Si existe un espejo que refleje la complejidad de nuestra sociedad, es la universidad pública.
En ella conviven la civilidad y las expresiones violentas, las anécdotas de superación y las muestras de agresión e intolerancia. Lo mejor y lo peor de nuestra esquina se escenifica a diario en la universidad pública.
Precisamente en la sede de la Universidad Nacional de Bogotá se presentó una vez más y hace pocos días, un episodio registrado por los medios de comunicación con más modestia de la que merecería y que relata nuestra realidad mejor que cualquier ensayo.
Allí, un grupo de encapuchados que se enfrentaba con explosivos a la policía y que intentaba sin éxito ingresar al edificio del conservatorio de música (donde, según los mismos estudiantes, suelen almacenar el material explosivo), era repelido por un grupo de alumnos y profesores al grito de “¡Nos respetan! ¡Fuera de acá!”.
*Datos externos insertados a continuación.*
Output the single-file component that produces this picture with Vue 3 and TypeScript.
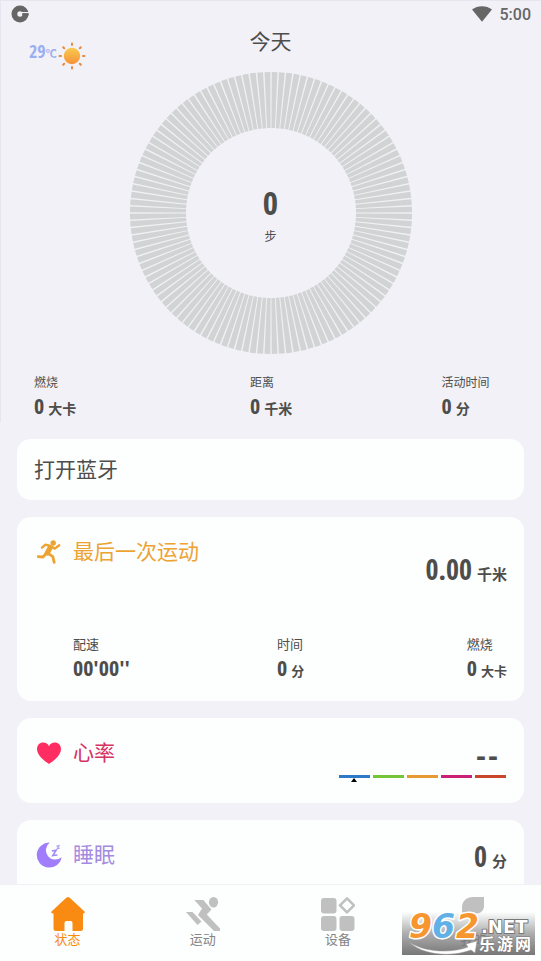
<script setup lang="ts">
interface Metric {
  label: string
  value: string
  unit?: string
}

interface Tab {
  id: string
  label: string
}

const today: Metric[] = [
  { label: '燃烧', value: '0', unit: '大卡' },
  { label: '距离', value: '0', unit: '千米' },
  { label: '活动时间', value: '0', unit: '分' },
]

const workout: Metric[] = [
  { label: '配速', value: "00'00''" },
  { label: '时间', value: '0', unit: '分' },
  { label: '燃烧', value: '0', unit: '大卡' },
]

const zones: string[] = ['rest', 'light', 'cardio', 'hard', 'peak']

const tabs: Tab[] = [
  { id: 'status', label: '状态' },
  { id: 'sport', label: '运动' },
  { id: 'device', label: '设备' },
  { id: 'mine', label: '我的' },
]

const activeTab = 'status'
</script>

<template>
  <div class="app">
    <main class="content">
      <div class="hero">
        <header class="system">
          <svg class="app-mark" viewBox="0 0 18 18" aria-hidden="true">
            <circle cx="9" cy="9" r="5.600" fill="none" stroke="#666" stroke-width="5.800" />
            <path d="M9.500 7.600H18" stroke="#f2f1f7" stroke-width="1.200" />
            <path d="M11.200 8.300H17.600V10.600H11.200z" fill="#666" />
          </svg>
          <div class="clock">
            <svg class="wifi" viewBox="0 0 20 16" aria-hidden="true">
              <path d="M0 3.600C5.500-1 14.500-1 20 3.600L10 15.800z" fill="#666" />
            </svg>
            <span>5:00</span>
          </div>
        </header>

        <div class="heading">
          <div class="weather">
            <span class="temp">29<small>℃</small></span>
            <svg class="sun" viewBox="0 0 28 28" aria-hidden="true">
              <defs>
                <linearGradient id="sun-fill" x1="0" y1="0" x2="0" y2="1">
                  <stop offset="0" stop-color="#f9cb50" />
                  <stop offset="1" stop-color="#f59138" />
                </linearGradient>
              </defs>
              <circle cx="14" cy="14" r="8.200" fill="url(#sun-fill)" />
              <g stroke="#e58a42" stroke-width="2" stroke-linecap="round">
                <path d="M14 1.500v1.500M14 25v1.500M1.500 14h1.500M25 14h1.500M5.200 5.200l1 1M21.800 21.800l1 1M5.200 22.800l1-1M21.800 6.200l1-1" />
              </g>
            </svg>
          </div>
          <h1>今天</h1>
        </div>

        <section class="ring">
          <svg viewBox="0 0 282 282" aria-hidden="true">
            <circle cx="141" cy="141" r="113" fill="none" stroke="#f0f1f4" stroke-width="56" />
            <circle
              cx="141" cy="141" r="113" fill="none" stroke="#d1d3d4" stroke-width="56"
              pathLength="120" stroke-dasharray="0.8 0.2" stroke-dashoffset="-0.1"
            />
          </svg>
          <div class="steps">
            <strong class="num">0</strong>
            <span>步</span>
          </div>
        </section>

        <dl class="today">
          <div v-for="m in today" :key="m.label">
            <dt>{{ m.label }}</dt>
            <dd><span class="num">{{ m.value }}</span><b>{{ m.unit }}</b></dd>
          </div>
        </dl>
      </div>

      <div class="cards">
        <button type="button" class="card bluetooth">打开蓝牙</button>

        <section class="card workout">
          <div class="title">
            <svg viewBox="0 0 26 26" aria-hidden="true">
              <circle cx="17.200" cy="4" r="2.700" fill="#eca332" />
              <g fill="none" stroke="#eca332" stroke-linecap="round" stroke-linejoin="round">
                <path d="M6 8.600L9.500 5.600L14.500 7L18.800 9.600L23.200 6.200" stroke-width="2.400" />
                <path d="M14 9L11.300 14" stroke-width="5.200" />
                <path d="M10.200 14.500L7 18L2.200 17.600" stroke-width="2.800" />
                <path d="M12 14.400L16.800 17.600L18.200 23.400" stroke-width="2.800" />
              </g>
            </svg>
            <h2>最后一次运动</h2>
          </div>
          <p class="reading"><span class="num">0.00</span><b>千米</b></p>
          <dl class="splits">
            <div v-for="m in workout" :key="m.label">
              <dt>{{ m.label }}</dt>
              <dd><span class="num">{{ m.value }}</span><b v-if="m.unit">{{ m.unit }}</b></dd>
            </div>
          </dl>
        </section>

        <section class="card heart">
          <div class="title">
            <svg viewBox="0 0 26 26" aria-hidden="true">
              <path d="M13 24C9 21.200 1 15.500 1 9.200C1 5.200 3.700 2.600 7.200 2.600C9.800 2.600 12 4 13 6.200C14 4 16.200 2.600 18.800 2.600C22.300 2.600 25 5.200 25 9.200C25 15.500 17 21.200 13 24z" fill="#ff2d62" />
            </svg>
            <h2>心率</h2>
          </div>
          <div class="rate">
            <p class="empty"><span>-</span><span>-</span></p>
            <div class="zones">
              <i v-for="z in zones" :key="z" :class="z"></i>
            </div>
          </div>
        </section>

        <section class="card sleep">
          <div class="title">
            <svg viewBox="0 0 26 26" aria-hidden="true">
              <path d="M13.800 .6A12.500 12.500 0 1 0 25.600 15.200A9.400 9.400 0 1 1 13.800 .6z" fill="#9f7dfb" />
              <path d="M15.800 9L20.200 8.200L16.800 13.600L21.400 13" fill="none" stroke="#a68cf0" stroke-width="1.600" />
              <path d="M20.400 4.200L23 3.600L21.200 6.600L23.800 6.200" fill="none" stroke="#b7a3f3" stroke-width="1.200" />
            </svg>
            <h2>睡眠</h2>
          </div>
          <p class="reading"><span class="num">0</span><b>分</b></p>
        </section>
      </div>
    </main>

    <nav class="tabs">
      <a v-for="t in tabs" :key="t.id" :href="'#' + t.id" :class="{ active: t.id === activeTab }">
        <svg viewBox="0 0 34 34" aria-hidden="true">
          <path
            v-if="t.id === 'status'"
            d="M15.300 .7Q17-.6 18.700 .7L33.500 14.500Q34.500 16.500 32 16.500V31.500Q32 34 29.500 34H21.500V26Q21.500 24 19.500 24H15.500Q13.500 24 13.500 26V34H5Q2.500 34 2.500 31.500V16.500Q-.5 16.500 .5 14.500z"
          />
          <template v-else-if="t.id === 'sport'">
            <ellipse cx="27.500" cy="5.300" rx="4.600" ry="5.300" />
            <path d="M8.300 3H17.300L25.500 12.500L20.800 17.500L34 31.500V34H28L12 18L16 11.500z" />
            <path d="M0 15H6.500L15.500 24.500L11.500 28z" />
          </template>
          <template v-else-if="t.id === 'device'">
            <rect x="0" y="1" width="15.500" height="15.500" rx="3" />
            <rect x="0" y="19" width="15.500" height="15" rx="3" />
            <rect x="18.500" y="19" width="15" height="15" rx="3" />
            <path d="M26 1.400L33 8.400L26 15.400L19 8.400z" fill="none" stroke="currentColor" stroke-width="2.600" stroke-linejoin="round" />
          </template>
          <path v-else d="M6 16.500V10C6 4 11 0 17 0H28V9C28 13 25 16.500 20 16.500z" />
        </svg>
        <span>{{ t.label }}</span>
      </a>
      <svg class="stamp" viewBox="0 0 133 43" role="img" aria-label="962.NET 乐游网">
        <defs>
          <linearGradient id="stamp-fill" x1="0" y1="0" x2="0" y2="1">
            <stop offset="0" stop-color="#777" stop-opacity="0" />
            <stop offset="0.500" stop-color="#777" stop-opacity="0.600" />
            <stop offset="1" stop-color="#777" />
          </linearGradient>
        </defs>
        <rect width="133" height="43" fill="url(#stamp-fill)" />
        <path d="M7 30C24 41 50 41 66 35L64 32L75 29L73 41L69 38C50 45 22 44 7 30z" fill="#fff" stroke="#999" stroke-width=".5" />
        <g class="digits">
          <text x="7" y="26" fill="#f7962e">9</text>
          <text x="30" y="26" fill="#62b1e6">6</text>
          <text x="54" y="26" fill="#f7962e">2</text>
        </g>
        <text class="net" x="79" y="21">.NET</text>
        <g class="cjk">
          <text x="77" y="38">乐</text>
          <text x="95" y="38">游</text>
          <text x="113" y="38">网</text>
        </g>
      </svg>
    </nav>
  </div>
</template>

<style>
body {
  margin: 0;
  background: #fff;
}
</style>

<style scoped>
.app {
  display: flex;
  flex-direction: column;
  height: 100vh;
  box-sizing: border-box;
  font-family: Roboto, "Noto Sans CJK SC", sans-serif;
  color: #4d4d4b;
}
.content {
  flex: 1;
  min-height: 0;
  overflow: hidden;
  background: #f2f1f7;
}
.hero {
  padding-right: 1px;
  border-top: 1px solid #e6e5f0;
  border-left: 1px solid #e6e5f0;
}
h1, h2, p, dl, dd {
  margin: 0;
  font-weight: 400;
}
.num,
.temp {
  font-family: "Open Sans Condensed", "Roboto Condensed", "Noto Sans CJK SC", sans-serif;
  font-weight: 700;
}
.system {
  display: flex;
  justify-content: space-between;
  align-items: center;
  height: 26px;
  padding: 0 9px 0 10px;
}
.app-mark {
  width: 18px;
  height: 18px;
}
.clock {
  display: flex;
  align-items: center;
  gap: 8px;
  font-size: 16px;
  font-weight: 500;
  color: #666;
}
.wifi {
  width: 20px;
  height: 16px;
}
.heading {
  display: grid;
  grid-template-columns: 1fr auto 1fr;
  padding: 0 28px;
  height: 45px;
}
.weather {
  display: flex;
  align-items: center;
  gap: 1px;
  height: 58px;
}
.temp {
  font-size: 18px;
  line-height: 24px;
  padding-bottom: 8px;
  color: #9aaef2;
}
.temp small {
  font-size: 11px;
}
.sun {
  width: 28px;
  height: 28px;
}
h1 {
  font-size: 21px;
  line-height: 30px;
}
.ring {
  display: grid;
  justify-content: center;
  align-items: center;
}
.ring > * {
  grid-area: 1 / 1;
}
.ring svg {
  display: block;
  width: 282px;
  height: 282px;
}
.steps {
  display: flex;
  flex-direction: column;
  align-items: center;
  font-size: 12px;
  line-height: 20px;
}
.steps .num {
  font-size: 33px;
  line-height: 48px;
}
.today {
  display: grid;
  grid-template-columns: 44% 39% 17%;
  padding: 19px 15px 0 33px;
}
dt {
  font-size: 12px;
  line-height: 20px;
}
dd {
  display: flex;
  align-items: baseline;
  gap: 4px;
  font-size: 14px;
  line-height: 25px;
  white-space: nowrap;
}
dd .num {
  font-size: 22px;
}
.cards {
  display: flex;
  flex-direction: column;
  gap: 17px;
  padding: 17px;
}
.card {
  box-sizing: border-box;
  border: 0;
  border-radius: 14px;
  background: #fdfefe;
  padding: 18px 17px;
}
.bluetooth {
  height: 61px;
  font: inherit;
  font-size: 21px;
  line-height: 26px;
  color: inherit;
  text-align: left;
}
.title {
  display: flex;
  align-items: center;
  gap: 11px;
  height: 34px;
  padding-left: 2px;
}
.title svg {
  width: 26px;
  height: 26px;
}
h2 {
  font-size: 21px;
  line-height: 34px;
}
.reading {
  display: flex;
  justify-content: flex-end;
  align-items: baseline;
  gap: 5px;
  font-size: 15px;
  line-height: 36px;
}
.reading .num {
  font-size: 28px;
}
.workout {
  height: 184px;
}
.workout .reading {
  margin-top: -18px;
}
.workout h2 {
  color: #eca332;
}
.splits {
  display: grid;
  grid-template-columns: 47% 1fr auto;
  padding: 42px 0 0 39px;
}
.splits dt,
.splits dd {
  font-size: 13px;
}
.heart,
.sleep {
  display: flex;
  justify-content: space-between;
  align-items: flex-start;
  height: 85px;
}
.heart h2 {
  color: #d63262;
}
.sleep h2 {
  color: #a48be0;
}
.rate {
  display: flex;
  flex-direction: column;
  align-items: flex-end;
  padding-right: 1px;
}
.empty {
  display: flex;
  gap: 2px;
  padding-right: 8px;
  font-family: "Liberation Sans", sans-serif;
  font-size: 30px;
  font-weight: 700;
  line-height: 39px;
}
.zones {
  display: flex;
  gap: 3px;
}
.zones i {
  position: relative;
  width: 31px;
  height: 3px;
}
.rest { background: #2e78c8; }
.light { background: #76c438; }
.cardio { background: #e69a34; }
.hard { background: #cc1f76; }
.peak { background: #c9462b; }
.rest::after {
  content: "";
  position: absolute;
  left: 12px;
  top: 3px;
  border: 3px solid transparent;
  border-top: 0;
  border-bottom: 4px solid #000;
}
.tabs {
  position: relative;
  display: flex;
  height: 77px;
  border-top: 1px solid #edf2f2;
  background: #fdfefe;
  box-sizing: border-box;
}
.tabs a {
  flex: 1;
  display: flex;
  flex-direction: column;
  align-items: center;
  padding-top: 12px;
  font-size: 13px;
  line-height: 18px;
  color: #858585;
  text-decoration: none;
}
.tabs a svg {
  width: 34px;
  height: 34px;
  fill: currentColor;
  color: #c0c0c0;
}
.tabs a.active,
.tabs a.active svg {
  color: #f98b12;
}
.stamp {
  position: absolute;
  right: 6px;
  bottom: 6px;
  width: 133px;
  height: 43px;
  overflow: visible;
}
.stamp text {
  paint-order: stroke;
  stroke-linejoin: round;
}
.digits text {
  font: italic 700 33px "DejaVu Sans", sans-serif;
  stroke: #fff;
  stroke-width: 3px;
}
.net {
  font: 700 18px "DejaVu Sans", sans-serif;
  fill: #fff;
  stroke: #777;
  stroke-width: 2px;
}
.cjk text {
  font: 700 16px "Noto Sans CJK SC", sans-serif;
  fill: #fff;
  stroke: #777;
  stroke-width: 1px;
}
</style>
Algo muy parecido había ocurrido en la sede de la Universidad de Antioquia en agosto del 2014, cuando estudiantes y profesores se enfrentaron con admirable valor civil a los numerosos encapuchados que intentaban destruir los torniquetes de ingreso a la biblioteca universitaria.
Y ya había ocurrido en abril de 2013, también en la Universidad Nacional, cuando estudiantes y profesores, armados únicamente con sus voces y su presión colectiva, impidieron que encapuchados se llevaran un camión cargado con elementos de las facultades de Física, Estadística y Matemáticas.
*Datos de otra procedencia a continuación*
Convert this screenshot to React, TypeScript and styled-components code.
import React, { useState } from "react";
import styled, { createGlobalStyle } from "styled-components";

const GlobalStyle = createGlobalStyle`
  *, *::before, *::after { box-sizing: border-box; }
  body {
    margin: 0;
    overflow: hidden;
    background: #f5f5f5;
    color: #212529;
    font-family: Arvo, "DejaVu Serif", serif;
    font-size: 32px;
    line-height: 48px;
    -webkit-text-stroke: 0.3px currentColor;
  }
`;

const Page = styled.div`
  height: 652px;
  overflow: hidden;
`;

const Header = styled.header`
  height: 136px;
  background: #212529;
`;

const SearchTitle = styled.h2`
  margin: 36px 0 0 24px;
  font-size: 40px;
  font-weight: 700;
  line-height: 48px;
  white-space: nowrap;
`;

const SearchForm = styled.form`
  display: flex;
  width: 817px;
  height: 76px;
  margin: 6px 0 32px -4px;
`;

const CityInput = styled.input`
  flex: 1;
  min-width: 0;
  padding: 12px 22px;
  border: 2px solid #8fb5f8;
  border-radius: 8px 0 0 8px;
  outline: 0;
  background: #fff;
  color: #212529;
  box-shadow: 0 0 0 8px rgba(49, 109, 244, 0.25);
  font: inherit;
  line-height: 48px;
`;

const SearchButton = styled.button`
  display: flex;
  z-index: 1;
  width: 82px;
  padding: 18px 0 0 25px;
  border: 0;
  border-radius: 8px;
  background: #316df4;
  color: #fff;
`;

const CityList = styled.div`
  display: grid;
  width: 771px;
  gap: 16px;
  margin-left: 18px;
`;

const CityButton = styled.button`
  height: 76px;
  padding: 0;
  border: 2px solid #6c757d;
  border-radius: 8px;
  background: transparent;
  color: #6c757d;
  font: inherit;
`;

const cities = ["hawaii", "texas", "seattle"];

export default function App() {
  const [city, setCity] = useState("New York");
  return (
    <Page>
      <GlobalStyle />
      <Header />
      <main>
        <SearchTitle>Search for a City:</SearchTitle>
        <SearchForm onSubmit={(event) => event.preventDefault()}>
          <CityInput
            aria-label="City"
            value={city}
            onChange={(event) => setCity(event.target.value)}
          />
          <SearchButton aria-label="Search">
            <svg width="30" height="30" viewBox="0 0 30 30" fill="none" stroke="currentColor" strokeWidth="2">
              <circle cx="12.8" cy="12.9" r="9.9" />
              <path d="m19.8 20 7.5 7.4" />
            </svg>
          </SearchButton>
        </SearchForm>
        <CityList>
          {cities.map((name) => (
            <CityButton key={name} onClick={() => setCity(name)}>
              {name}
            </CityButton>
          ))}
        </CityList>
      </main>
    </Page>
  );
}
Los encapuchados son la esquina de la foto familiar que todos quisiéramos ocultar.
Anacrónicos, impresentables, anclados en una prédica fosilizada e indefendible, frágiles en su discurso, patéticos, vergonzosos, indignos de la causa social que dicen defender y tan cobardes en su accionar como la fuerza pública a la que dedican sus insultos y sus bombas. Y aún así, perpetuados en el tiempo, inmóviles por décadas y todavía capaces de trastornar la realidad de una comunidad académica a la que no representan y a la que someten solo porque, si bien los supera en número, también los ha superado históricamente en indiferencia.
Pero esa última circunstancia podría estar a punto de cambiar si nos atenemos a los tímidos pero significativos ejemplos que mencionaba: grupos de estudiantes que comienzan a entender que solo se consigue un respeto de los espacios y de los bienes comunes, cuando se toma parte activa en su defensa.
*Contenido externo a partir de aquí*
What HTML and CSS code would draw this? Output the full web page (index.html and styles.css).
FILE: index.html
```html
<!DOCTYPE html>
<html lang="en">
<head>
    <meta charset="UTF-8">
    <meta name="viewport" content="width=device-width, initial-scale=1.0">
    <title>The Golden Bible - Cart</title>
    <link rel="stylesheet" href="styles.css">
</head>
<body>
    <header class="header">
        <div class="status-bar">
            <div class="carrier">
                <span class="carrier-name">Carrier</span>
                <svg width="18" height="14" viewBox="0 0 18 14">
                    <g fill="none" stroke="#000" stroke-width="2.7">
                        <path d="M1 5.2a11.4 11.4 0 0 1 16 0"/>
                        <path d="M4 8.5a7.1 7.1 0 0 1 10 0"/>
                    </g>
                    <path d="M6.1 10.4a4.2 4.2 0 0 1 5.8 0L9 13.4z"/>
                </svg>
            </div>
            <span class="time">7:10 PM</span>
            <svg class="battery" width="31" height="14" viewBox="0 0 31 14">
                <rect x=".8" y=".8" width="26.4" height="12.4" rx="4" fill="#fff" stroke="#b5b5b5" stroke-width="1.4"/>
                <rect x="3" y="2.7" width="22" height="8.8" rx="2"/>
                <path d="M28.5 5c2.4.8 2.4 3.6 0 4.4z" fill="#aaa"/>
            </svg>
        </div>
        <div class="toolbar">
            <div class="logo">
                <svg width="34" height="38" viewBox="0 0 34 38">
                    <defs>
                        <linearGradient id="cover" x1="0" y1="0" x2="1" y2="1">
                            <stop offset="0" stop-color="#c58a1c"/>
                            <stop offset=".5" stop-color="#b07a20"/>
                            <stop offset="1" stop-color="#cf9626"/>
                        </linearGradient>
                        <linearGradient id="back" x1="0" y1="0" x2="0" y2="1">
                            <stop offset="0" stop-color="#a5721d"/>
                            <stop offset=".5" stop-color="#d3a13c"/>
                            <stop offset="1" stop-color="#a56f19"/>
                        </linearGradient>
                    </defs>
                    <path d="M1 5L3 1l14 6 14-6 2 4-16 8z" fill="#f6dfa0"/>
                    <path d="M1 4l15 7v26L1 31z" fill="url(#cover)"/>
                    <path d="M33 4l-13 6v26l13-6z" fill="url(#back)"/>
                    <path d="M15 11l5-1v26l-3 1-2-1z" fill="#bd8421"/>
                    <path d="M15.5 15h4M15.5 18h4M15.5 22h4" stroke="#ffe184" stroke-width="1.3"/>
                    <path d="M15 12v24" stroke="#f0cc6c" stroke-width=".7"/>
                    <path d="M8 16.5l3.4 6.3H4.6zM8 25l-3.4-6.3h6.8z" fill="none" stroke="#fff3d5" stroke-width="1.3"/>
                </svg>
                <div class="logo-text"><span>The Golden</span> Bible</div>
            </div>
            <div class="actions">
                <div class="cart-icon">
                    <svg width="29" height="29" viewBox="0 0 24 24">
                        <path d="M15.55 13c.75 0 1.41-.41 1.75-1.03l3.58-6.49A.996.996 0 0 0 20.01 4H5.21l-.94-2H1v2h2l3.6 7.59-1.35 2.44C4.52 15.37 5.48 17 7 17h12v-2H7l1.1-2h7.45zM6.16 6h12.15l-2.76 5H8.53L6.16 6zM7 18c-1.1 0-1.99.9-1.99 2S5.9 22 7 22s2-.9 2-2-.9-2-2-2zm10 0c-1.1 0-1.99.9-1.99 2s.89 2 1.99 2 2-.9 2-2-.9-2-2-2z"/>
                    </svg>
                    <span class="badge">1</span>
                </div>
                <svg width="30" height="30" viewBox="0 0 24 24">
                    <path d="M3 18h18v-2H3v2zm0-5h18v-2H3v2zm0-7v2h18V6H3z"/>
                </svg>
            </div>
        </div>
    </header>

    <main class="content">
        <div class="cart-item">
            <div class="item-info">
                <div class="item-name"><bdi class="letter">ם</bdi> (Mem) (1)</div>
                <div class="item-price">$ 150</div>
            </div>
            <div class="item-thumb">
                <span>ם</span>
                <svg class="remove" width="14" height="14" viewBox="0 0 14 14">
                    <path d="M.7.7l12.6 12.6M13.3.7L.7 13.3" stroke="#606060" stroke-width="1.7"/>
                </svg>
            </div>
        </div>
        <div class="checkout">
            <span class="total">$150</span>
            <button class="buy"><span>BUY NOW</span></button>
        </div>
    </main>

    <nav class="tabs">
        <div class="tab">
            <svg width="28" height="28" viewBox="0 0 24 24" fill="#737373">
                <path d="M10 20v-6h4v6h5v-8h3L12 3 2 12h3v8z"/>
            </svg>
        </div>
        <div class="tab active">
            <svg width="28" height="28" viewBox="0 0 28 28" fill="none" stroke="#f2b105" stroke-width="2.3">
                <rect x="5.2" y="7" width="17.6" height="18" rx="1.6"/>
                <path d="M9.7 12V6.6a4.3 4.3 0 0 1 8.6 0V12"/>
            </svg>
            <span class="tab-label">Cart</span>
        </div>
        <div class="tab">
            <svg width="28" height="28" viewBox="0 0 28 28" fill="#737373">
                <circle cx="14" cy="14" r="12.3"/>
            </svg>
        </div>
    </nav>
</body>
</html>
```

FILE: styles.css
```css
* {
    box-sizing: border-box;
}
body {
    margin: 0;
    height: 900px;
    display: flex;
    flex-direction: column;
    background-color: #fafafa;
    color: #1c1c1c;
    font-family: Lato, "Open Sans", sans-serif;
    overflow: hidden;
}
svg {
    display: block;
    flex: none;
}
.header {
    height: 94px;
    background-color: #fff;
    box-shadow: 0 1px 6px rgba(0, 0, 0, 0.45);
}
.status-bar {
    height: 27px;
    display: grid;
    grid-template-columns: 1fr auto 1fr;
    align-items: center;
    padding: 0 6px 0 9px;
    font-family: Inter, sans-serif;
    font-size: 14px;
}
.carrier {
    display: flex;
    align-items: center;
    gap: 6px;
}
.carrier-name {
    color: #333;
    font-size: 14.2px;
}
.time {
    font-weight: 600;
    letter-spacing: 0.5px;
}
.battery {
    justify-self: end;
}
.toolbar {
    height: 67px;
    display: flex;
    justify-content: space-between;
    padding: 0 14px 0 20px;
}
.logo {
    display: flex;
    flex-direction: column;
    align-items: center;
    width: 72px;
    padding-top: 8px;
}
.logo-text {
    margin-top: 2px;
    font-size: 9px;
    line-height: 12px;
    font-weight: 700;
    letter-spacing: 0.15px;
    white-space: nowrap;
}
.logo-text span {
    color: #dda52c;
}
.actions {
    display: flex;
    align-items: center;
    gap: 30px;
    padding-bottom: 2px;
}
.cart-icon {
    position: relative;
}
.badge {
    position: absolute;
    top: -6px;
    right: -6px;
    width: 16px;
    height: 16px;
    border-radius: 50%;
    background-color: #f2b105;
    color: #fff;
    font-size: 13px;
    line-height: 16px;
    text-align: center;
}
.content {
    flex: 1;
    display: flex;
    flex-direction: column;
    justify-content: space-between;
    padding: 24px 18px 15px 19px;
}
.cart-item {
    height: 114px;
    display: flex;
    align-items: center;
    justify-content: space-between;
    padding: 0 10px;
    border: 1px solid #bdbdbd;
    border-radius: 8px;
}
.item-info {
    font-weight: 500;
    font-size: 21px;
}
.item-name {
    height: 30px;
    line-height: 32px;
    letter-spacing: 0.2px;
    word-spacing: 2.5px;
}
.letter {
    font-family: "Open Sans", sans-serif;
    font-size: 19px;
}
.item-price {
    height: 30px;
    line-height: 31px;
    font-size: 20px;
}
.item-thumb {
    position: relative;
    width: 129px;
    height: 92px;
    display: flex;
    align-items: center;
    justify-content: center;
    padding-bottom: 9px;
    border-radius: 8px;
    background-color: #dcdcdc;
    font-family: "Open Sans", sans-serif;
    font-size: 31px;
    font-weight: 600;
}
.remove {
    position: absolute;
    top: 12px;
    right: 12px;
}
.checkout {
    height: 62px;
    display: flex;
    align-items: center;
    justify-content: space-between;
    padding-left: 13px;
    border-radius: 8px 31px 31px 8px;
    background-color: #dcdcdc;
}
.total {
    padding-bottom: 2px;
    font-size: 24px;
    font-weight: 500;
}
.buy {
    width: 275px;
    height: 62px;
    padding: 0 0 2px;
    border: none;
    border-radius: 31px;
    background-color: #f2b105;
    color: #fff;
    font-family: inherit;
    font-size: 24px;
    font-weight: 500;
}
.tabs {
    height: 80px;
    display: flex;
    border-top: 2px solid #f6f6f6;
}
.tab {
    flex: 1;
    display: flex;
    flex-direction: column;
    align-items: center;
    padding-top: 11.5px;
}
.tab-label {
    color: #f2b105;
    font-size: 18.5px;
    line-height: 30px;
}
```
Tal vez no tenga el volumen de participación de la marcha de la sal de Gandhi en la India ni el impacto de las manifestaciones del movimiento Solidaridad de Lech Walesa en Polonia, pero la resistencia de los estudiantes a los encapuchados se les parece en que representa el germen más puro de la resistencia civil pacífica ante el poder delos violentos.
Para los estudiantes y profesores que defienden la universidad pública, aplausos y admiración.
Para los encapuchados, el deseo de que más pronto que tarde, terminen ocupando el lugar que se han ganado a pulso: el del cajón empolvado a donde van a parar los recuerdos indeseables.